◆ Aim of the task:
Output the full listing below exactly, without the pictures.

___ Data section ___

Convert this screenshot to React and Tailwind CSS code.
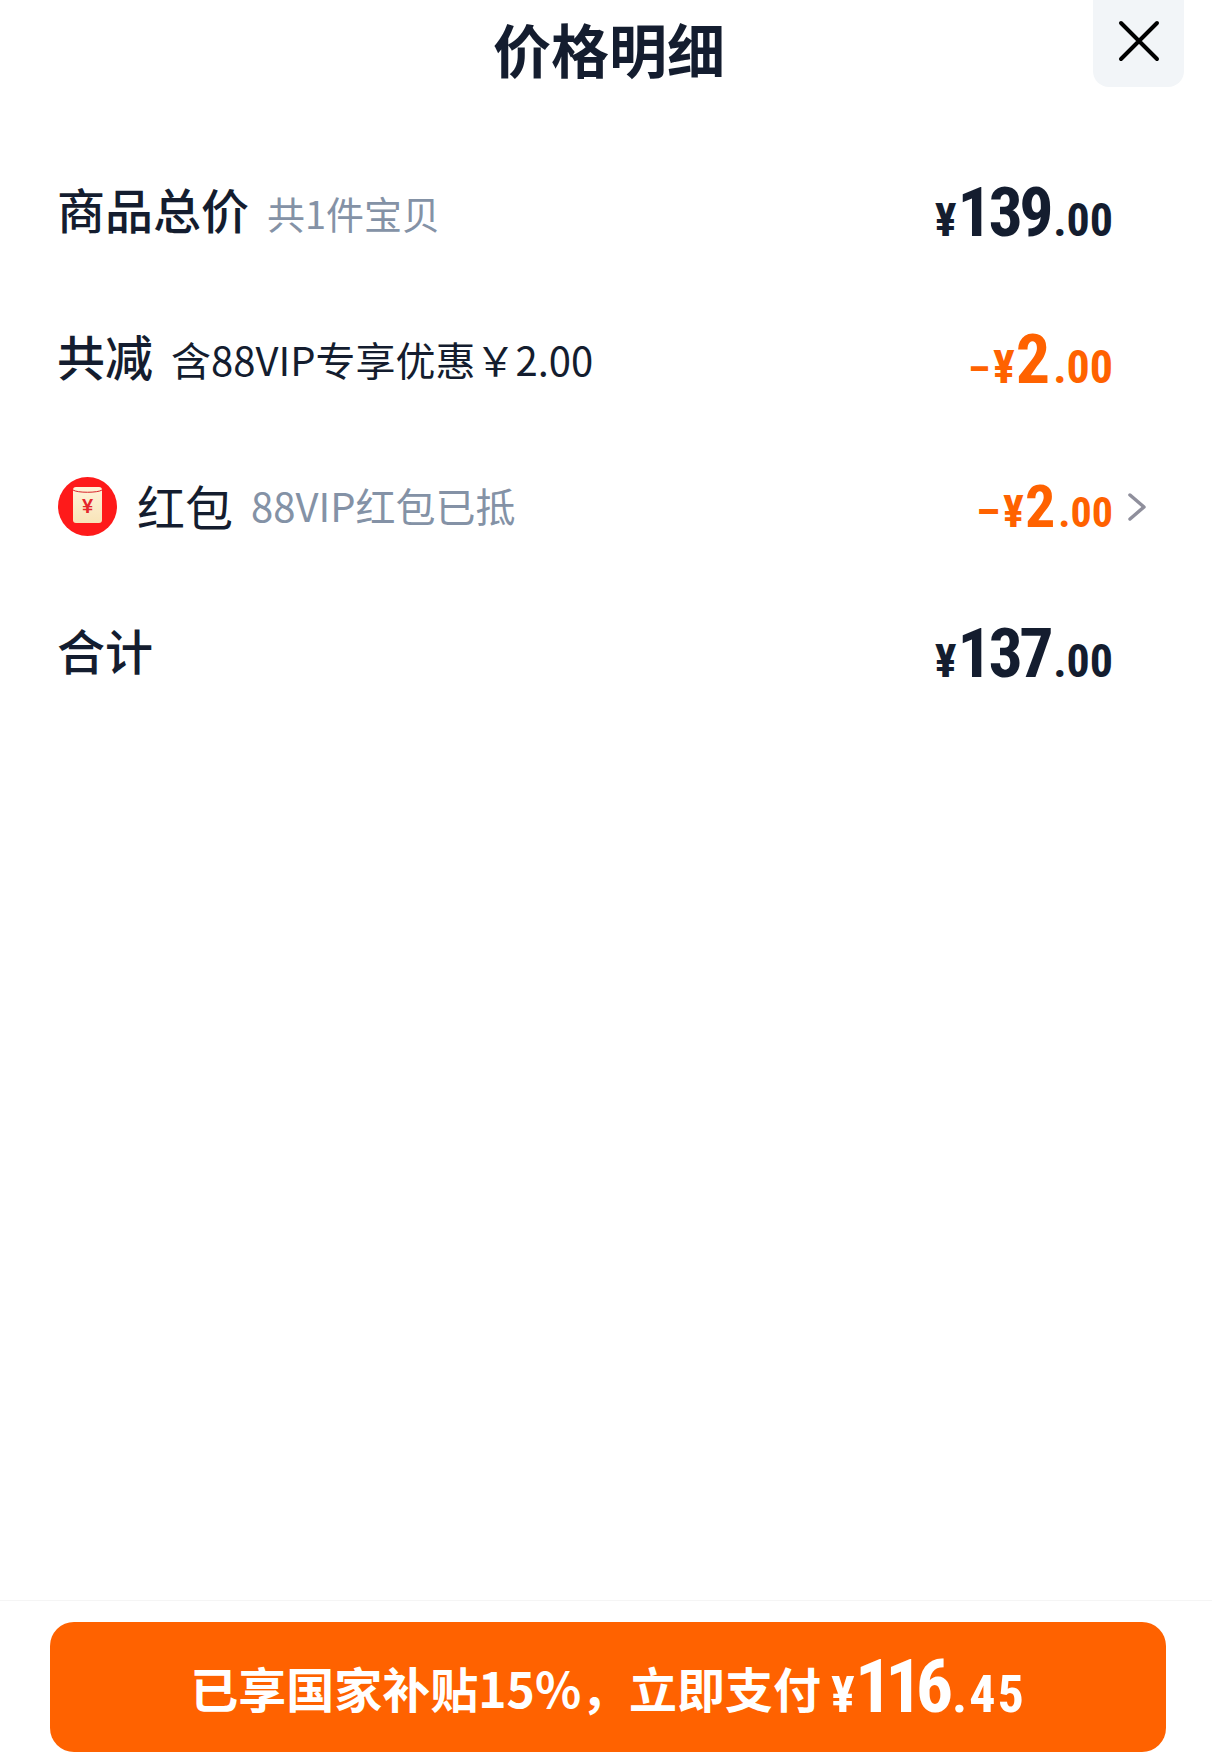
const narrow = "font-['Roboto',sans-serif] font-stretch-[75%]"

function Price({ sign, int, dec, color = 'text-[#141d2f]', signCls, intCls, decCls }) {
  return (
    <div className={`flex items-baseline leading-none font-bold ${narrow} ${color}`}>
      {sign && <span className={`${sign} mr-[3px]`}>–</span>}
      <span className={`${signCls} mr-[1px]`}>¥</span>
      <span className={intCls}>{int}</span>
      <span className={`${decCls} ml-[3px]`}>.{dec}</span>
    </div>
  )
}

function RedPacket() {
  return (
    <svg width="59" height="59" viewBox="0 0 59 59" className="shrink-0">
      <defs>
        <linearGradient id="packet" x1="0" y1="0" x2="0" y2="1">
          <stop offset="0" stopColor="#fff4da" />
          <stop offset="1" stopColor="#f8e4b8" />
        </linearGradient>
      </defs>
      <circle cx="29.5" cy="29.5" r="29.5" fill="#fe1a1a" />
      <rect x="15" y="10" width="29" height="36" rx="3" fill="url(#packet)" />
      <path d="M15 13c4 3 25 3 29 0" fill="none" stroke="#d8232a" strokeWidth="1" />
      <text x="29.5" y="36" textAnchor="middle" fontSize="20" fontWeight="700" fontFamily="Liberation Sans" fill="#e5262c">¥</text>
    </svg>
  )
}

export default function App() {
  return (
    <div className="h-screen bg-white flex flex-col text-[#141d2f] font-['Noto_Sans_CJK_SC',sans-serif]">
      <div className="relative h-[139px] shrink-0">
        <h1 className="pt-[6px] pl-[6px] text-center text-[58px] leading-[84px] font-bold">价格明细</h1>
        <button className="absolute top-0 right-[28px] w-[91px] h-[87px] rounded-b-[16px] bg-[#f2f5f8] flex items-center justify-center pb-[6px]">
          <svg width="42" height="42" viewBox="0 0 42 42" fill="none" stroke="#000" strokeWidth="4" strokeLinecap="round">
            <path d="M3 3l36 36M39 3L3 39" />
          </svg>
        </button>
      </div>

      <div className="h-[147px] flex items-center justify-between pl-[57px] pr-[99px]">
        <div className="flex items-baseline gap-[18px] pb-[9px]">
          <span className="text-[48px] leading-none font-medium">商品总价</span>
          <span className="text-[38px] leading-none text-[#8492a6]">共1件宝贝</span>
        </div>
        <Price int="139" dec="00" signCls="text-[46px]" intCls="text-[68px] tracking-[-3.5px]" decCls="text-[46px]" />
      </div>

      <div className="h-[147px] flex items-center justify-between pl-[57px] pr-[99px]">
        <div className="flex items-baseline gap-[18px] pb-[9px]">
          <span className="text-[48px] leading-none font-medium">共减</span>
          <span className="text-[40px] leading-none">含88VIP专享优惠￥2.00</span>
        </div>
        <Price sign="text-[40px]" int="2" dec="00" color="text-[#ff6200]" signCls="text-[46px]" intCls="text-[68px]" decCls="text-[46px]" />
      </div>

      <div className="h-[147px] flex items-center justify-between pl-[58px] pr-[66px]">
        <div className="flex items-center">
          <RedPacket />
          <span className="ml-[20px] text-[48px] leading-none pb-[3px]">红包</span>
          <span className="ml-[18px] text-[40px] leading-none text-[#8492a6] pb-[3px]">88VIP红包已抵</span>
        </div>
        <div className="flex items-center">
          <Price sign="text-[44px]" int="2" dec="00" color="text-[#ff6200]" signCls="text-[44px]" intCls="text-[60px]" decCls="text-[42px]" />
          <svg width="18" height="28" viewBox="0 0 18 28" fill="none" stroke="#8f8f9c" strokeWidth="3.5" strokeLinecap="round" strokeLinejoin="round" className="ml-[15px]">
            <path d="M2 2l14 12L2 26" />
          </svg>
        </div>
      </div>

      <div className="h-[147px] flex items-center justify-between pl-[57px] pr-[99px]">
        <span className="text-[48px] leading-none font-medium pb-[9px]">合计</span>
        <Price int="137" dec="00" signCls="text-[46px]" intCls="text-[68px] tracking-[-3.5px]" decCls="text-[46px]" />
      </div>

      <div className="flex-1" />

      <div className="border-t border-[#f5f5f5] pt-[21px] pb-[3px] px-[50px] shrink-0">
        <button className="w-[1116px] h-[130px] rounded-[24px] bg-[#ff6200] text-white flex items-center justify-center">
          <span className="text-[48px] leading-none font-bold">已享国家补贴15%，立即支付</span>
          <span className={`flex items-baseline leading-none font-bold ml-[10px] ${narrow}`}>
            <span className="text-[50px]">¥</span>
            <span className="text-[74px] tracking-[-7px]">116</span>
            <span className="text-[52px] ml-[6px] tracking-[2px]">.45</span>
          </span>
        </button>
      </div>
    </div>
  )
}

___

◆ Finished exercise:
Convert this screenshot to React and Tailwind CSS code.
const narrow = "font-['Roboto',sans-serif] font-stretch-[75%]"

function Price({ sign, int, dec, color = 'text-[#141d2f]', signCls, intCls, decCls }) {
  return (
    <div className={`flex items-baseline leading-none font-bold ${narrow} ${color}`}>
      {sign && <span className={`${sign} mr-[3px]`}>–</span>}
      <span className={`${signCls} mr-[1px]`}>¥</span>
      <span className={intCls}>{int}</span>
      <span className={`${decCls} ml-[3px]`}>.{dec}</span>
    </div>
  )
}

function RedPacket() {
  return (
    <svg width="59" height="59" viewBox="0 0 59 59" className="shrink-0">
      <defs>
        <linearGradient id="packet" x1="0" y1="0" x2="0" y2="1">
          <stop offset="0" stopColor="#fff4da" />
          <stop offset="1" stopColor="#f8e4b8" />
        </linearGradient>
      </defs>
      <circle cx="29.5" cy="29.5" r="29.5" fill="#fe1a1a" />
      <rect x="15" y="10" width="29" height="36" rx="3" fill="url(#packet)" />
      <path d="M15 13c4 3 25 3 29 0" fill="none" stroke="#d8232a" strokeWidth="1" />
      <text x="29.5" y="36" textAnchor="middle" fontSize="20" fontWeight="700" fontFamily="Liberation Sans" fill="#e5262c">¥</text>
    </svg>
  )
}

export default function App() {
  return (
    <div className="h-screen bg-white flex flex-col text-[#141d2f] font-['Noto_Sans_CJK_SC',sans-serif]">
      <div className="relative h-[139px] shrink-0">
        <h1 className="pt-[6px] pl-[6px] text-center text-[58px] leading-[84px] font-bold">价格明细</h1>
        <button className="absolute top-0 right-[28px] w-[91px] h-[87px] rounded-b-[16px] bg-[#f2f5f8] flex items-center justify-center pb-[6px]">
          <svg width="42" height="42" viewBox="0 0 42 42" fill="none" stroke="#000" strokeWidth="4" strokeLinecap="round">
            <path d="M3 3l36 36M39 3L3 39" />
          </svg>
        </button>
      </div>

      <div className="h-[147px] flex items-center justify-between pl-[57px] pr-[99px]">
        <div className="flex items-baseline gap-[18px] pb-[9px]">
          <span className="text-[48px] leading-none font-medium">商品总价</span>
          <span className="text-[38px] leading-none text-[#8492a6]">共1件宝贝</span>
        </div>
        <Price int="139" dec="00" signCls="text-[46px]" intCls="text-[68px] tracking-[-3.5px]" decCls="text-[46px]" />
      </div>

      <div className="h-[147px] flex items-center justify-between pl-[57px] pr-[99px]">
        <div className="flex items-baseline gap-[18px] pb-[9px]">
          <span className="text-[48px] leading-none font-medium">共减</span>
          <span className="text-[40px] leading-none">含88VIP专享优惠￥2.00</span>
        </div>
        <Price sign="text-[40px]" int="2" dec="00" color="text-[#ff6200]" signCls="text-[46px]" intCls="text-[68px]" decCls="text-[46px]" />
      </div>

      <div className="h-[147px] flex items-center justify-between pl-[58px] pr-[66px]">
        <div className="flex items-center">
          <RedPacket />
          <span className="ml-[20px] text-[48px] leading-none pb-[3px]">红包</span>
          <span className="ml-[18px] text-[40px] leading-none text-[#8492a6] pb-[3px]">88VIP红包已抵</span>
        </div>
        <div className="flex items-center">
          <Price sign="text-[44px]" int="2" dec="00" color="text-[#ff6200]" signCls="text-[44px]" intCls="text-[60px]" decCls="text-[42px]" />
          <svg width="18" height="28" viewBox="0 0 18 28" fill="none" stroke="#8f8f9c" strokeWidth="3.5" strokeLinecap="round" strokeLinejoin="round" className="ml-[15px]">
            <path d="M2 2l14 12L2 26" />
          </svg>
        </div>
      </div>

      <div className="h-[147px] flex items-center justify-between pl-[57px] pr-[99px]">
        <span className="text-[48px] leading-none font-medium pb-[9px]">合计</span>
        <Price int="137" dec="00" signCls="text-[46px]" intCls="text-[68px] tracking-[-3.5px]" decCls="text-[46px]" />
      </div>

      <div className="flex-1" />

      <div className="border-t border-[#f5f5f5] pt-[21px] pb-[3px] px-[50px] shrink-0">
        <button className="w-[1116px] h-[130px] rounded-[24px] bg-[#ff6200] text-white flex items-center justify-center">
          <span className="text-[48px] leading-none font-bold">已享国家补贴15%，立即支付</span>
          <span className={`flex items-baseline leading-none font-bold ml-[10px] ${narrow}`}>
            <span className="text-[50px]">¥</span>
            <span className="text-[74px] tracking-[-7px]">116</span>
            <span className="text-[52px] ml-[6px] tracking-[2px]">.45</span>
          </span>
        </button>
      </div>
    </div>
  )
}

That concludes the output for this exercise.